Dr.Ruud wrote:
Manfred Lotz schreef:
I like to specify a raw string, like for example $w:
my $who = "my friend";
my $w = q(This is \n $who.);
Now I want to evaluate that raw string so that the result is a string:
This is
my friend.
eval doesn't seem to help.
Actually I want to be able to specify a raw string where at the end of
the day only variables get expanded.
Any idea how to do this?
This is an X-Y question. ("How do I X with Y?")
That is a bad question format. A good question format is "How do I X?".
Now tell us a bit more about what you want to achieve and about its
environment.
Maybe you need a closure, or even just a sprintf, to do it properly.

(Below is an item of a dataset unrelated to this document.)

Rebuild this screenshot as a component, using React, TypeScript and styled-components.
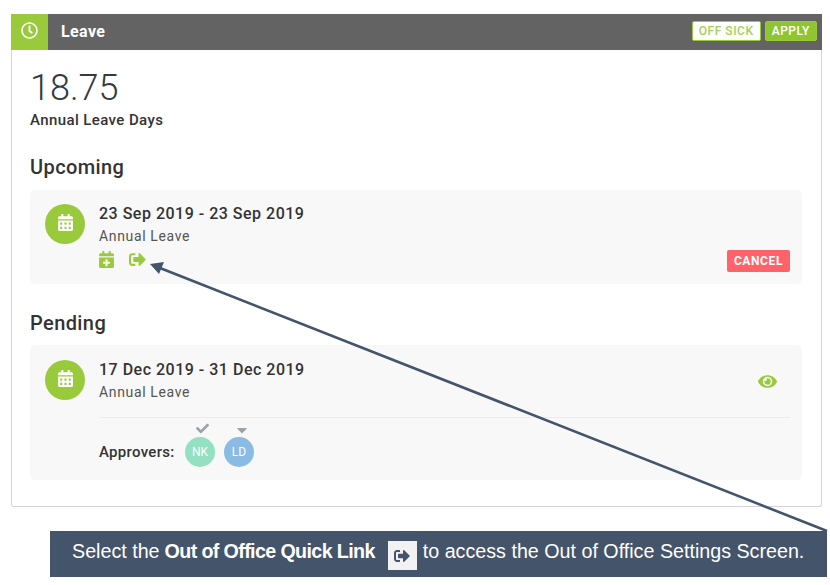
import React from 'react';
import styled, { createGlobalStyle } from 'styled-components';
import { FaCalendarAlt, FaCalendarPlus, FaCaretDown, FaCheck, FaEye, FaRegClock, FaSignOutAlt } from 'react-icons/fa';

const GlobalStyle = createGlobalStyle`
    html, body {
        margin: 0;
        padding: 0;
        background: #fff;
    }
    body {
        font-family: Roboto, "Liberation Sans", sans-serif;
        color: #333;
    }
`;

const App: React.FC = () => {
    return (
        <SPage>
            <GlobalStyle />
            <SCard>
                <SHeader>
                    <SHeaderIcon>
                        <FaRegClock />
                    </SHeaderIcon>
                    <STitle>Leave</STitle>
                    <SHeaderActions>
                        <SOutlineButton>OFF SICK</SOutlineButton>
                        <SSolidButton>APPLY</SSolidButton>
                    </SHeaderActions>
                </SHeader>
                <SBody>
                    <SBalance>18.75</SBalance>
                    <SBalanceLabel>Annual Leave Days</SBalanceLabel>
                    <SSectionTitle>Upcoming</SSectionTitle>
                    <SPanel>
                        <SRow>
                            <SAvatar>
                                <FaCalendarAlt />
                            </SAvatar>
                            <SDetails>
                                <SDates>23 Sep 2019 - 23 Sep 2019</SDates>
                                <SLeaveType>Annual Leave</SLeaveType>
                                <SQuickLinks>
                                    <FaCalendarPlus />
                                    <FaSignOutAlt />
                                </SQuickLinks>
                            </SDetails>
                            <SCancelButton>CANCEL</SCancelButton>
                        </SRow>
                    </SPanel>
                    <SPendingTitle>Pending</SPendingTitle>
                    <SPendingPanel>
                        <SRow>
                            <SAvatar>
                                <FaCalendarAlt />
                            </SAvatar>
                            <SDetails>
                                <SDates>17 Dec 2019 - 31 Dec 2019</SDates>
                                <SLeaveType>Annual Leave</SLeaveType>
                            </SDetails>
                            <SEye>
                                <FaEye />
                            </SEye>
                        </SRow>
                        <SApprovers>
                            <SApproversLabel>Approvers:</SApproversLabel>
                            <SApprover>
                                <SApproverStatus $size={13}>
                                    <FaCheck />
                                </SApproverStatus>
                                <SInitials $color='#8ee0c0'>NK</SInitials>
                            </SApprover>
                            <SApprover>
                                <SApproverStatus $size={16}>
                                    <FaCaretDown />
                                </SApproverStatus>
                                <SInitials $color='#85b8e2'>LD</SInitials>
                            </SApprover>
                        </SApprovers>
                    </SPendingPanel>
                </SBody>
            </SCard>
            <SBanner>
                <span>Select the</span>
                <SBold>Out of Office Quick Link</SBold>
                <SBannerIcon>
                    <FaSignOutAlt />
                </SBannerIcon>
                <span>to access the Out of Office Settings Screen.</span>
            </SBanner>
            <SPointer viewBox='0 0 830 585'>
                <line x1='827' y1='531' x2='160' y2='268' stroke='#44546a' strokeWidth='2.6' />
                <polygon points='150,264 164,262 159,274' fill='#44546a' />
            </SPointer>
        </SPage>
    );
};

export default App;

const SPage = styled.div`
    position: relative;
    width: 830px;
    height: 585px;
    overflow: hidden;
    padding: 14px 0 0 11px;
    box-sizing: border-box;
`;

const SCard = styled.div`
    width: 811px;
    height: 493px;
    box-sizing: border-box;
    background: #fff;
    border: 1px solid #d4d4d4;
    border-top: 0;
    border-radius: 0 0 3px 3px;
`;

const SHeader = styled.div`
    display: flex;
    align-items: center;
    height: 36px;
    margin: 0 -1px;
    background: #636363;
`;

const SHeaderIcon = styled.div`
    display: flex;
    align-items: center;
    justify-content: center;
    width: 37px;
    height: 36px;
    padding-bottom: 3px;
    box-sizing: border-box;
    background: #99ca3c;
    color: #fff;
    font-size: 17px;
`;

const STitle = styled.div`
    margin-left: 13px;
    padding-bottom: 1px;
    color: #fff;
    font-size: 16px;
    font-weight: 700;
    letter-spacing: 0.4px;
`;

const SHeaderActions = styled.div`
    display: flex;
    gap: 4px;
    margin-left: auto;
    margin-right: 5px;
    margin-bottom: 2px;
`;

const SOutlineButton = styled.div`
    display: flex;
    align-items: center;
    height: 20px;
    padding: 0 6px;
    box-sizing: border-box;
    background: #fff;
    border: 1px solid #99ca3c;
    border-radius: 2px;
    color: #a5cf5c;
    font-size: 12px;
    font-weight: 500;
    letter-spacing: 0.55px;
`;

const SSolidButton = styled(SOutlineButton)`
    padding: 0 6px;
    background: #8fc531;
    color: #fff;
`;

const SBody = styled.div`
    display: flex;
    flex-direction: column;
    padding: 16px 19px 0 18px;
`;

const SBalance = styled.div`
    height: 44px;
    color: #333a42;
    font-size: 36px;
    font-weight: 300;
    line-height: 44px;
`;

const SBalanceLabel = styled.div`
    font-size: 15px;
    font-weight: 500;
    line-height: 20px;
    letter-spacing: 0.4px;
`;

const SSectionTitle = styled.div`
    margin-top: 25px;
    font-size: 20px;
    font-weight: 500;
    line-height: 24px;
    letter-spacing: 0.4px;
`;

const SPendingTitle = styled(SSectionTitle)`
    margin-top: 27px;
`;

const SPanel = styled.div`
    position: relative;
    height: 94px;
    margin-top: 11px;
    padding: 14px 12px 0 15px;
    box-sizing: border-box;
    background: #f8f8f8;
    border-radius: 5px;
`;

const SPendingPanel = styled(SPanel)`
    height: 135px;
    margin-top: 10px;
    padding-top: 15px;
`;

const SRow = styled.div`
    display: flex;
    align-items: flex-start;
    gap: 14px;
`;

const SAvatar = styled.div`
    display: flex;
    align-items: center;
    justify-content: center;
    width: 40px;
    height: 40px;
    padding-bottom: 3px;
    box-sizing: border-box;
    flex-shrink: 0;
    border-radius: 50%;
    background: #99ca3c;
    color: #fff;
    font-size: 17px;
`;

const SDetails = styled.div`
    display: flex;
    flex-direction: column;
    flex: 1;
    margin-top: 1px;
`;

const SDates = styled.div`
    height: 20px;
    font-size: 16px;
    font-weight: 500;
    line-height: 18px;
    letter-spacing: 0.5px;
`;

const SLeaveType = styled.div`
    margin-top: 1px;
    color: #555;
    font-size: 14px;
    line-height: 20px;
    letter-spacing: 0.65px;
`;

const SQuickLinks = styled.div`
    display: flex;
    align-items: center;
    gap: 14px;
    margin-top: 5px;
    margin-left: -1px;
    color: #99ca3c;
    font-size: 17px;
`;

const SCancelButton = styled.div`
    display: flex;
    align-items: center;
    height: 22px;
    margin-top: 46px;
    padding: 0 7px;
    background: #ff6369;
    border-radius: 2px;
    color: #fff;
    font-size: 12px;
    font-weight: 700;
    letter-spacing: 0.6px;
`;

const SEye = styled.div`
    margin: 12px 13px 0 0;
    color: #99ca3c;
    font-size: 19px;
    line-height: 19px;
`;

const SApprovers = styled.div`
    display: flex;
    align-items: flex-end;
    margin: 15px 0 0 54px;
    padding-top: 4px;
    border-top: 1px solid #ececec;
`;

const SApproversLabel = styled.div`
    width: 86px;
    padding-bottom: 5px;
    font-size: 15px;
    font-weight: 500;
    line-height: 20px;
    letter-spacing: 0.3px;
`;

const SApprover = styled.div`
    display: flex;
    flex-direction: column;
    align-items: center;
    width: 39px;
`;

const SApproverStatus = styled.div<{ $size: number }>`
    height: 15px;
    margin-right: 4px;
    color: #9aa3ad;
    font-size: ${props => props.$size}px;
    line-height: 12px;
`;

const SInitials = styled.div<{ $color: string }>`
    display: flex;
    align-items: center;
    justify-content: center;
    width: 30px;
    height: 30px;
    margin-right: 9px;
    border-radius: 50%;
    background: ${props => props.$color};
    color: #fff;
    font-size: 12px;
    opacity: 0.95;
`;

const SBanner = styled.div`
    display: flex;
    align-items: center;
    width: 777px;
    height: 46px;
    margin: 24px 0 0 39px;
    padding: 0 0 6px 22px;
    box-sizing: border-box;
    background: #44546a;
    color: #fff;
    font-family: "Liberation Sans", Arial, sans-serif;
    font-size: 19.7px;
    white-space: nowrap;
`;

const SBold = styled.b`
    margin-left: 5px;
    letter-spacing: -0.63px;
`;

const SBannerIcon = styled.div`
    display: flex;
    align-items: center;
    justify-content: center;
    width: 29px;
    height: 29px;
    margin: 9px 6px 0 13px;
    background: #f2f2f2;
    color: #44546a;
    font-size: 16px;
`;

const SPointer = styled.svg`
    position: absolute;
    left: 0;
    top: 0;
    width: 830px;
    height: 585px;
    pointer-events: none;
`;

Well, you are right. I was not very specific. Sorry about that.
What I actually want is to write a script where I call system commands
which I want to specify as strings and I don't want to escape
backslashes etc in the command string. That's why q() would be fine.
On the other hand I like to have Perl variables in the command string
which I want to have evaluated before issuing the system command. Which
makes q() a nogo.
Example:
my $DRYRUN="--dry-run";
my $cmd = q(rsync $DRYRUN -avh \
-exclude bla1 \
-exclude bla2 \
src tgtdir
};
system($cmd);
I would be happy if all occurences of simple vars ($v, $a_b etc.) would
be evaluated. More complex stuff like $h{$key} would be nice but isn't
really that important to have.
--
Thanks,
Manfred
.
--
To unsubscribe, e-mail: [EMAIL PROTECTED]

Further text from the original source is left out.